Мне в свое время показались весьма характерными два исторических эпизода. Когда красные взяли Закарпатскую Украину, советская власть проводила там раздачу помещичьих земель. Что говорил закарпатский крестьянин? Он говорил: «Нельзя брать чужую землю — грех это». Ровно то же происходило в Афганистане. Когда коммунисты раздавали землю, люди отказывались брать ее. А в России жгли именья и насиловали барышень.
Имморализм лежит в основании русской культуры. Когда я говорю про архаику, я имею в виду именно это. Народ, не дозревший до идеи частной собственности, находится вне государства и цивилизации. А все благоглупости славянофилов относительно нравственных основ народной жизни — род групповой психотерапии. Частная собственность — социальный фундамент личностной автономии. Нравственность появляется после частной собственности.
Да, «смещение вины на другого» — ключевой ход большевистской мысли. Но если бы только большевистской! А традиционное русское жидоедство? А «польская интрига»? А «англичанка гадит»? А Пуришкевич? А М. О. Меньшиков? Этот список можно продолжать бесконечно. С вопроса «в чем виноват я?» начинает личность. Россия же — зараженная манихейским дуализмом поверхностно христианизованная страна. Здесь личность либо занесена в Красную книгу как диковинный раритет, либо числится в списках на уничтожение. Русская культура не порождает автономную личность. И в этом — ключевая проблема. Традиционная репрессивность — один из механизмов культуры, блокирующий становление личности. Этим и обусловлен мой интерес к феномену репрессии.
Сойдемся, Алексей Алексеевич, на тезисе: «Коммунизм — болезнь русской души». Я только добавлю, что болезнь эта в определенном смысле врожденная.

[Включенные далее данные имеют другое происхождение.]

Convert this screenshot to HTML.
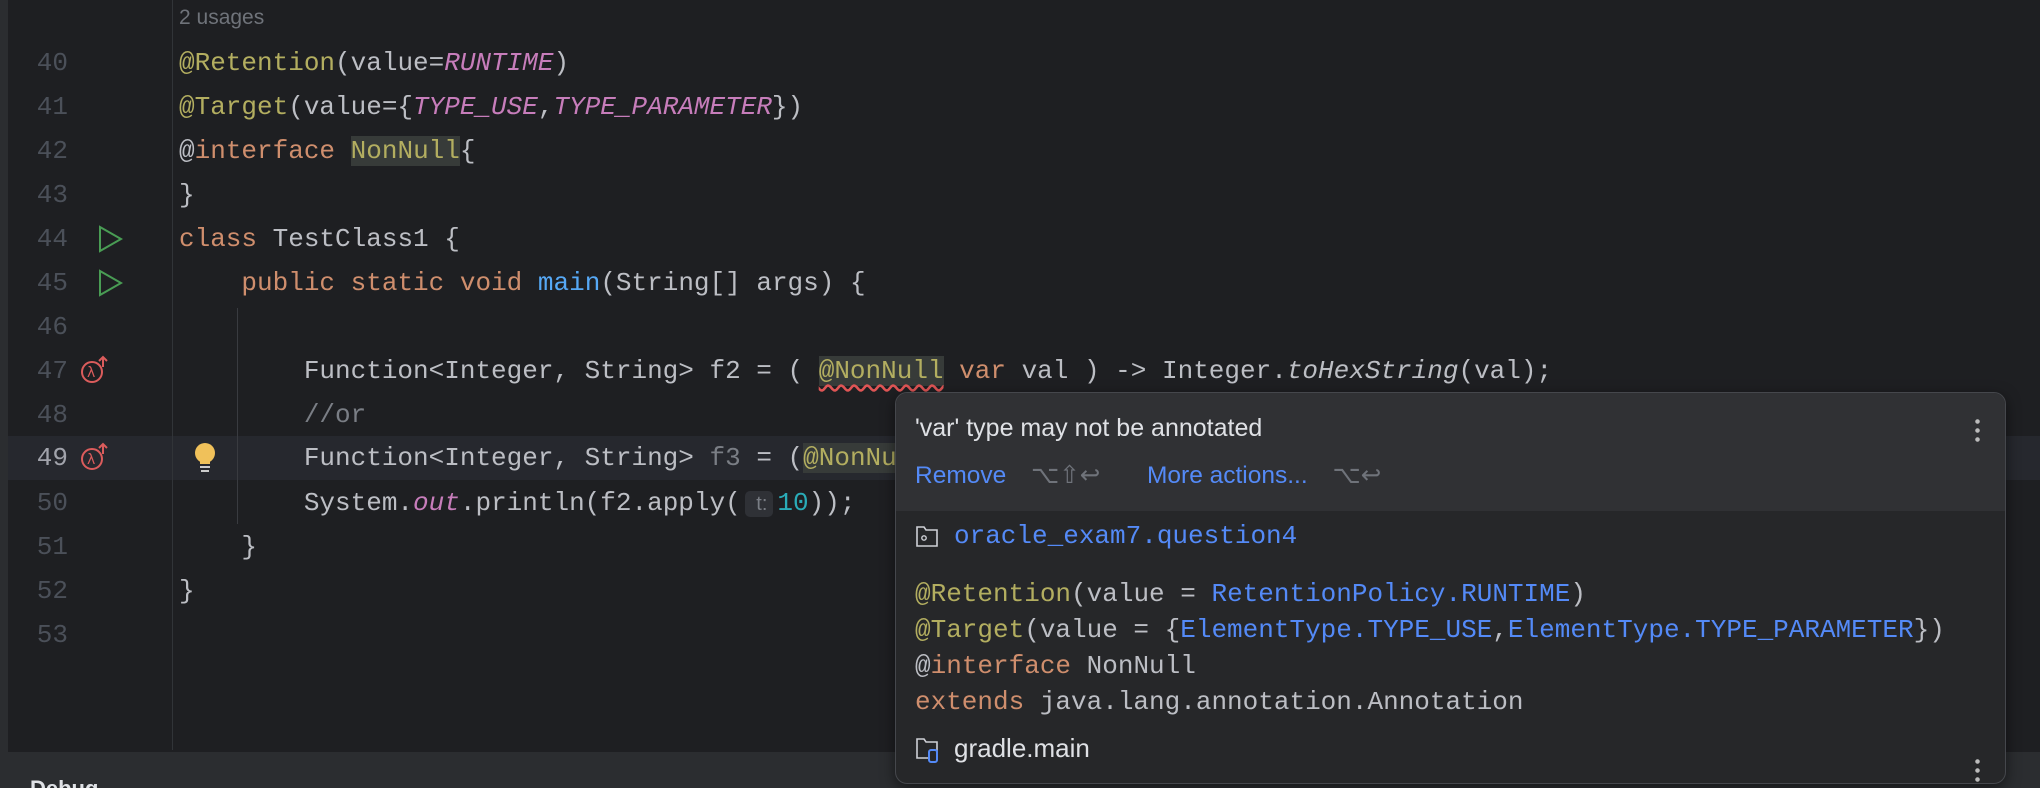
<!DOCTYPE html>
<html style="overflow:hidden;height:788px"><head><meta charset="utf-8"><style>
*{margin:0;padding:0;box-sizing:border-box}
body{width:2040px;height:788px;background:#1e1f22;overflow:hidden;position:relative;font-family:"Liberation Mono",monospace;font-size:26px;color:#bcbec4}
.ln{position:absolute;left:0;width:68px;text-align:right;color:#4b5059;line-height:44px;height:44px}
.c{position:absolute;left:179px;white-space:pre;line-height:44px;height:44px}
.k{color:#cf8e6d}.a{color:#b3ae60}.p{color:#c77dbb;font-style:italic}.m{color:#56a8f5}.n{color:#2aacb8}.g{color:#7a7e85}.i{font-style:italic}
.hl{background:#373b39}
.sans{font-family:"Liberation Sans",sans-serif}
.b{color:#548af7}
</style></head><body>
<div style="position:absolute;left:0;top:0;width:8px;height:788px;background:#2b2d30"></div>
<div style="position:absolute;left:8px;top:436px;width:2032px;height:44px;background:#26282e"></div>
<div style="position:absolute;left:172px;top:0;width:1px;height:750px;background:#313438"></div>
<div style="position:absolute;left:237px;top:308px;width:1px;height:216px;background:#393b40"></div>
<div class="sans" style="position:absolute;left:179px;top:6px;font-size:21px;color:#6f737a">2 usages</div>

<div class="ln" style="top:41px">40</div><div class="c" style="top:41px"><span class="a">@Retention</span>(value=<span class="p">RUNTIME</span>)</div>
<div class="ln" style="top:85px">41</div><div class="c" style="top:85px"><span class="a">@Target</span>(value={<span class="p">TYPE_USE</span>,<span class="p">TYPE_PARAMETER</span>})</div>
<div class="ln" style="top:129px">42</div><div class="c" style="top:129px">@<span class="k">interface</span> <span class="a hl">NonNull</span>{</div>
<div class="ln" style="top:173px">43</div><div class="c" style="top:173px">}</div>
<div class="ln" style="top:217px">44</div><div class="c" style="top:217px"><span class="k">class</span> TestClass1 {</div>
<div class="ln" style="top:261px">45</div><div class="c" style="top:261px">    <span class="k">public static void</span> <span class="m">main</span>(String[] args) {</div>
<div class="ln" style="top:305px">46</div>
<div class="ln" style="top:349px">47</div><div class="c" style="top:349px">        Function&lt;Integer, String&gt; f2 = ( <span class="a hl" style="text-decoration:underline wavy #e05555;text-underline-offset:6px">@NonNull</span> <span class="k">var</span> val ) -&gt; Integer.<span class="i">toHexString</span>(val);</div>
<div class="ln" style="top:393px">48</div><div class="c" style="top:393px">        <span class="g">//or</span></div>
<div class="ln" style="top:436px;color:#a1a3ab">49</div><div class="c" style="top:436px">        Function&lt;Integer, String&gt; <span class="g">f3</span> = (<span class="a hl">@NonNull</span></div>
<div class="ln" style="top:481px">50</div><div class="c" style="top:481px">        System.<span class="p">out</span>.println(f2.apply(<span style="background:#2f3136;color:#7a7e85;border-radius:5px;font-family:'Liberation Sans',sans-serif;font-size:20px;padding:2px 6px;margin:0 4px"> t:</span><span class="n">10</span>));</div>
<div class="ln" style="top:525px">51</div><div class="c" style="top:525px">    }</div>
<div class="ln" style="top:569px">52</div><div class="c" style="top:569px">}</div>
<div class="ln" style="top:613px">53</div>

<svg style="position:absolute;left:96px;top:225px" width="30" height="120" viewBox="0 0 30 120"><path d="M4 2 L25 14 L4 26 Z" fill="none" stroke="#499c54" stroke-width="2"/><path d="M4 46 L25 58 L4 70 Z" fill="none" stroke="#499c54" stroke-width="2"/></svg>
<svg style="position:absolute;left:78px;top:355px" width="34" height="115" viewBox="0 0 34 115"><g fill="none" stroke="#db5c5c" stroke-width="2"><circle cx="14" cy="17" r="10"/><path d="M25 12V2M21 6l4-4 4 4"/><circle cx="14" cy="105" r="10" transform="translate(0 -1)"/><path d="M25 99V89M21 93l4-4 4 4"/></g><text x="9" y="22" font-size="14" fill="#db5c5c" font-family="DejaVu Sans">λ</text><text x="9" y="109" font-size="14" fill="#db5c5c" font-family="DejaVu Sans">λ</text></svg>
<svg style="position:absolute;left:194px;top:443px" width="22" height="32" viewBox="0 0 22 32"><circle cx="11" cy="10" r="10" fill="#f0c15a"/><rect x="6" y="14" width="10" height="7" fill="#f0c15a"/><rect x="6" y="23" width="10" height="2" fill="#ccc"/><rect x="7" y="27" width="8" height="2" fill="#ccc"/></svg>

<div style="position:absolute;left:0;top:752px;width:2040px;height:36px;background:#2b2d30;overflow:hidden"><div class="sans" style="position:absolute;left:30px;top:24px;font-size:22px;color:#dfe1e5;font-weight:bold">Debug</div></div>

<div style="position:absolute;left:895px;top:392px;width:1111px;height:392px;border-radius:12px;background:#262729;border:1px solid #45474c;overflow:hidden;box-shadow:0 4px 14px rgba(0,0,0,.5)">
<div style="height:118px;background:#303134"></div>
<div class="sans" style="position:absolute;left:19px;top:21px;font-size:25px;color:#dfe1e5">'var' type may not be annotated</div>
<div class="sans" style="position:absolute;left:19px;top:67px;font-size:24.5px"><span class="b">Remove</span> <span style="color:#6f737a;margin-left:18px">⌥⇧↩</span></div>
<div class="sans" style="position:absolute;left:251px;top:67px;font-size:24.5px"><span class="b">More actions...</span> <span style="color:#6f737a;margin-left:18px">⌥↩</span></div>
<div style="position:absolute;left:1079px;top:24px;width:5px;height:26px;background:radial-gradient(circle,#bbb 2px,transparent 2.5px) 0 0/5px 9px"></div>
<div style="position:absolute;left:1079px;top:364px;width:5px;height:26px;background:radial-gradient(circle,#bbb 2px,transparent 2.5px) 0 0/5px 9px"></div>
<svg style="position:absolute;left:19px;top:131px" width="24" height="24" viewBox="0 0 24 24"><path d="M2 3h7l2 3h11v16H2z" fill="none" stroke="#ced0d6" stroke-width="1.6"/><circle cx="9" cy="14" r="2.2" fill="none" stroke="#ced0d6" stroke-width="1.4"/></svg>
<div class="b" style="position:absolute;left:58px;top:125px;line-height:36px">oracle_exam7.question4</div>
<div style="position:absolute;left:19px;top:183px;line-height:36px;white-space:pre"><span class="a">@Retention</span>(value = <span class="b">RetentionPolicy.RUNTIME</span>)
<span class="a">@Target</span>(value = {<span class="b">ElementType.TYPE_USE</span>,<span class="b">ElementType.TYPE_PARAMETER</span>})
@<span class="k">interface</span> NonNull
<span class="k">extends</span> java.lang.annotation.Annotation</div>
<svg style="position:absolute;left:19px;top:343px" width="26" height="28" viewBox="0 0 26 28"><path d="M2 3h7l2 3h11v16H2z" fill="none" stroke="#ced0d6" stroke-width="1.6"/><rect x="14" y="14" width="8" height="12" rx="2" fill="#262729" stroke="#548af7" stroke-width="2"/></svg>
<div class="sans" style="position:absolute;left:58px;top:340px;font-size:26px;color:#dfe1e5">gradle.main</div>
</div>
</body></html>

А именно в том смысле, что коммунистическая реакция на модернизацию была задана системообразующими характеристиками социокультурного целого. Разумеется, не будь модернизации, не было бы и коммунизма. И внешние воздействия, конечно, имели место, в том числе и в виде того же марксизма. Характерно, однако, что эти воздействия Англию с Голландией, например, не затронули.
Следующий на очереди — Алексей Давыдов, который предлагает мне работать в другой понятийной системе. Надеюсь, он знает, что выбор категориального аппарата — суверенное право исследователя. К тому же в его предложениях я не вижу ничего, кроме своеобразного способа обосновать недоразумение, о котором я говорил выше. Алексей Платонович обстоятельно доказывает, что жизнь в культурах, акцентирующих поощрение, совсем не сахар, но это, уверяю его, и для меня совершенно очевидно. И уж совсем странно читать о том, что репрессия и вознаграждение — благо, и одно в отрыве от другого не существует. Не только обсуждаемым докладом, но и всей своей жизнью я не давал оснований полагать, что думаю как-то иначе. Алексей Платонович придумал себе оппонента и увлеченно его опровергает.